(To do)
Omit the pictures and print exactly the lines of the listing below, starting at the first and ending at the line containing "left-[12px] top-[75px] w-[281px]".
━━━ Material ━━━
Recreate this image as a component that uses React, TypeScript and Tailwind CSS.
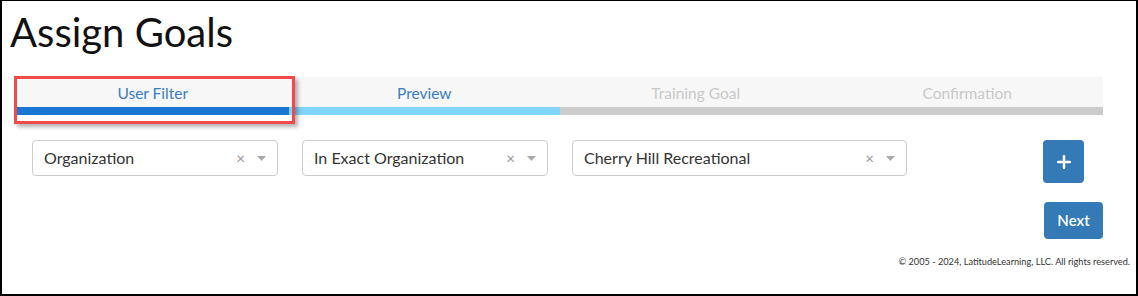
import React from "react";
import { Plus } from "lucide-react";

const steps = [
  { label: "User Filter", bar: "bg-[#1976d2]", text: "text-[#3b7cc0]" },
  { label: "Preview", bar: "bg-[#81d4fa]", text: "text-[#3b7cc0]" },
  { label: "Training Goal", bar: "bg-[#cccccc]", text: "text-[#c9c9c9]" },
  { label: "Confirmation", bar: "bg-[#cccccc]", text: "text-[#c9c9c9]" },
];

export default function App() {
  return (
    <div
      className="relative w-[1138px] h-[296px] bg-white border-black border-t border-x-2 border-b-2 overflow-hidden"
      style={{ fontFamily: "Lato, 'Noto Sans', sans-serif" }}
    >
      {/* Title */}
      <h1 className="pt-[7px] pl-[8px] text-[40px] leading-[48px] font-normal text-[#111]">Assign Goals</h1>

      {/* Stepper */}
      <div className="mt-[21px] ml-[15px] w-[1086px] grid grid-cols-4 bg-[#f7f7f7]">
        {steps.map((s) => (
          <div key={s.label} className="flex flex-col">
            <div className={`h-[30px] pt-[7px] text-center text-[15.5px] leading-[18px] ${s.text}`}>{s.label}</div>
            <div className={`h-[8px] ${s.bar}`} />
          </div>
        ))}
      </div>

      {/* Annotation highlight */}
      <div className="absolute left-[12px] top-[75px] w-[281px] h-[48px] border-[3px] border-[#f24a4a] shadow-[3px_3px_4px_rgba(0,0,0,0.3)]" />

      {/* Filter row */}
      <div className="mt-[25px] ml-[30px] flex items-start">
        <div className="flex gap-[24px]">
          <SelectBox value="Organization" width="w-[246px]" />
          <SelectBox value="In Exact Organization" width="w-[246px]" />
          <SelectBox value="Cherry Hill Recreational" width="w-[335px]" />
        </div>
        <button className="ml-[136px] w-[41px] h-[43px] rounded-[4px] bg-[#337ab7] flex items-center justify-center text-white">
          <Plus size={20} strokeWidth={3} />
        </button>
      </div>

      <div className="mt-[19px] pr-[33px] flex justify-end">
        <button className="w-[59px] h-[37px] rounded-[4px] bg-[#337ab7] text-white text-[15px] font-semibold">Next</button>
      </div>

      <div className="mt-[17px] pr-[6px] text-right text-[9.2px] leading-[12px] text-[#333]">
        © 2005 - 2024, LatitudeLearning, LLC. All rights reserved.
      </div>
    </div>
  );
}

function SelectBox({ value, width }: { value: string; width: string }) {
  return (
    <div className={`${width} h-[36px] border border-[#cccccc] rounded-[4px] flex items-center pl-[11px] pr-[11px]`}>
      <div className="flex-1 text-[16px] text-[#333] truncate">{value}</div>
      <span className="text-[#999] text-[15px] leading-none mr-[12px]">×</span>
      <svg width="9" height="5" viewBox="0 0 9 5">
        <path d="M0 0 L9 0 L4.5 5 Z" fill="#aaa" />
      </svg>
    </div>
  );
}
━━━
(Answer to this exercise)
Recreate this image as a component that uses React, TypeScript and Tailwind CSS.
import React from "react";
import { Plus } from "lucide-react";

const steps = [
  { label: "User Filter", bar: "bg-[#1976d2]", text: "text-[#3b7cc0]" },
  { label: "Preview", bar: "bg-[#81d4fa]", text: "text-[#3b7cc0]" },
  { label: "Training Goal", bar: "bg-[#cccccc]", text: "text-[#c9c9c9]" },
  { label: "Confirmation", bar: "bg-[#cccccc]", text: "text-[#c9c9c9]" },
];

export default function App() {
  return (
    <div
      className="relative w-[1138px] h-[296px] bg-white border-black border-t border-x-2 border-b-2 overflow-hidden"
      style={{ fontFamily: "Lato, 'Noto Sans', sans-serif" }}
    >
      {/* Title */}
      <h1 className="pt-[7px] pl-[8px] text-[40px] leading-[48px] font-normal text-[#111]">Assign Goals</h1>

      {/* Stepper */}
      <div className="mt-[21px] ml-[15px] w-[1086px] grid grid-cols-4 bg-[#f7f7f7]">
        {steps.map((s) => (
          <div key={s.label} className="flex flex-col">
            <div className={`h-[30px] pt-[7px] text-center text-[15.5px] leading-[18px] ${s.text}`}>{s.label}</div>
            <div className={`h-[8px] ${s.bar}`} />
          </div>
        ))}
      </div>

      {/* Annotation highlight */}
      <div className="absolute left-[12px] top-[75px] w-[281px] h-[48px] border-[3px] border-[#f24a4a] shadow-[3px_3px_4px_rgba(0,0,0,0.3)]" />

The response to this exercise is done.